For starters, one of the children playing in the snow is missing an arm, and another has short, pointed arms and no hands. The other two children have disproportionately short arms that don't match their bodies. The tin with the windmill illustration depicts a notably incorrect structural design. Random, disjointed pipes are coming off the fan blades, while in the background, far-off windmills have distorted shapes, similar to what you might see in a surrealist painting.
Why does it matter if the cookie tin has AI art?
So far, neither Costco nor Kelsen has responded to the criticism or confirmed the use of AI for the designs. After all, even if AI was used for the images, this doesn't affect the taste or quality of the cookies. Yet there are currently over 300 comments on the Reddit post, with many users stating they've complained to Kelsen and are refusing to buy the cookies.
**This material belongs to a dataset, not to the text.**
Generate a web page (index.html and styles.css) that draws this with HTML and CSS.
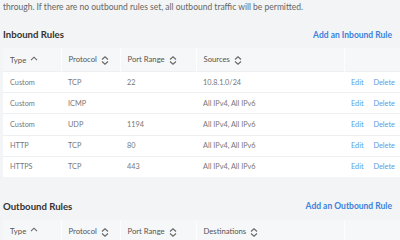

What seems to be bothering customers the most is how the brand still advertises the artwork on its tins. On Kelsen's website, the company states, "Designer tins is a business area that Kelsen has always been known for ... we take pride in the fact that many of our previous designer tins have become collector's items." To use AI-generated art feels lazy and inauthentic, and it, of course, takes the work away from an actual artist. As we've seen in AI-generated food commercials, the results can feel uncomfortable and almost jarring to look at. When it comes to art, writing, and music, we all appreciate the human touch — yet we've also already seen fortune cookie notes written by AI.
Kelsen's cookie tins are sturdy, practical, and reusable, and not so long ago, they had timeless artwork on the exterior. When AI-generated art shows up instead, it takes away that classic nostalgia. The cookies are a nice treat alongside coffee or tea, but keeping the tin was another part of their appeal. That aspect just became a lot less marketable.